Soy cronófobo. Es decir: siempre me acompaña una desesperante obsesión por el paso del tiempo. Como el tiempo nunca deja de pasar, me resulta imposible separarme del objeto de mi fobia; ojalá mi miedo fuera a las arañas o las alturas, que se pueden mantener lejos. Me preocupaba cómo la paternidad iba a afectar a mi cronofobia. Una hija, al fin y al cabo, es un artefacto sumamente sensible al paso del tiempo: en pocos años pasan de no ser nada a ser jóvenes adultos, adquiriendo un sinfín de habilidades, generando un nuevo universo dentro de su cráneo, un nuevo punto de vista sobre mundo, mutando ante nuestros ojos a una velocidad de vértigo. Es el cambio constante materializado ante tus ojos, la prueba siempre presente de la irreversibilidad.
Uno no los ve crecer directamente, igual que no ve abrirse a una rosa o no percibe el tránsito de un petrolero por el horizonte, el movimiento es imperceptible, pero cuando mira las fotos de días atrás resultan milagrosos los cambios que se han operado. Una niña pequeña es un constante recordatorio de la fugacidad del tiempo. Ella se arroja a la vida a la vez que tú te acercas a la muerte. Una niña es un tic tac.
Se dice que con los niños los días pasan lentos, pero las semanas rápido. A mí los primeros meses con Candela me resultaron muy lentos, porque todo era nuevo, intenso y había toneladas de faena. Estaba estresado y abrumado, pero en cierto modo contento con la sensación: todo lo que hace que el tiempo fluya lento me da paz, un respiro dentro del vórtice imparable de la existencia.
Ese estrés de la paternidad es otro de los efectos que el bebé producía sobre la dimensión temporal: de pronto nuestro tiempo no era nuestro, sino suyo, lo habíamos sacrificado en el altar del dios bebé. Y como las personas somos tiempo, como estamos fabricados de tiempo, los sacrificados éramos nosotros mismos. Curiosamente, antes de tener a Candela ya llevábamos una vida estresada en la que no cabía un alfiler, de hecho, nos preguntábamos cómo demonios íbamos a encajar la crianza si no quedaba hueco.
Siempre dice Liliana que, antes de ser padre, de ser madre, por mucho que te lo cuenten, es imposible entender la magnitud real del desafío que se presenta. Esa incomprensión previa debe de ser una estrategia evolutiva para que la especie se perpetúe. El caso es que yo pensaba que una niña la puedes dejar ahí en el salón y que se apaña sola. Luego descubrí que una niña pequeña necesita atención constante, probablemente de varias personas: nuestro tiempo estaba ahora colmatado. Qué extrañas parecían entonces aquellas tardes pretéritas tumbado en el sofá, de libro en libro, las noches jugando al Grand Theft Auto V, el cenar cualquier mierda para salir del paso o los largos paseos por la periferia madrileña. Lo más angustioso era la certeza de volver a casa baldado de currar y saber que lo que esperaba en casa era más trabajo, en un bucle sin fin (o al menos hasta la adolescencia).
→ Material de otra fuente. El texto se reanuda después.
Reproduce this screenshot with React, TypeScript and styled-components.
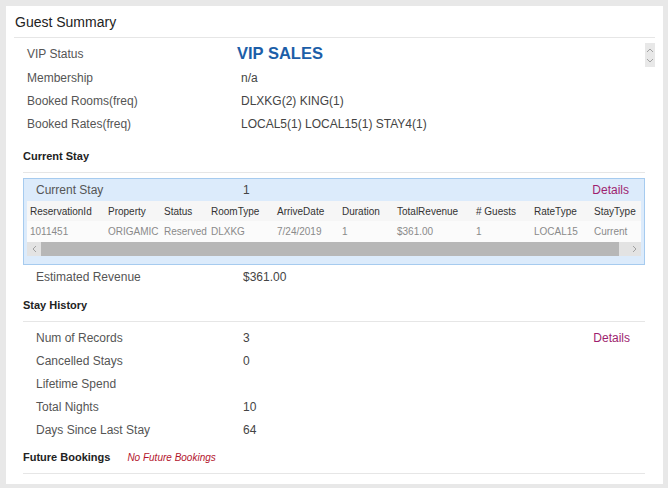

Pero el tiempo es extraño, y dentro de sí tiene cuevas, pasadizos, recovecos, se estira y se encoge, gira y se retuerce. Pronto comprobé que dentro del tiempo siempre cabe más tiempo, de igual manera que siempre cabe un plato más en un lavavajillas abarrotado. Al final no es que sacásemos tiempo para Candela, todo el tiempo del mundo, sino que, de un día para otro, se convirtió en la prioridad absoluta alrededor de la que todo giraba. Y gira. Tuve un padre ausente y una madre sola con un trabajo demandante, así que a Candela quería darle todo el tiempo del mundo, todo el tiempo que no me quiso dar mi padre, todo el tiempo que no me pudo dar mi madre.
No tiempo de ese que llaman “de calidad”, sino tiempo a granel, tiempo cotidiano en el que no pasa nada extraordinario, tiempo en el que no se hace nada, sino en el que simplemente se está. Para una niña cualquier tiempo en compañía de sus padres es de calidad premium. Yo quiero dar a Candela mi existencia pura, mi ser más íntimo, nada menos que mi tiempo, ese del que estoy fabricado, que se agota a cada segundo que pasa y que es el mejor regalo.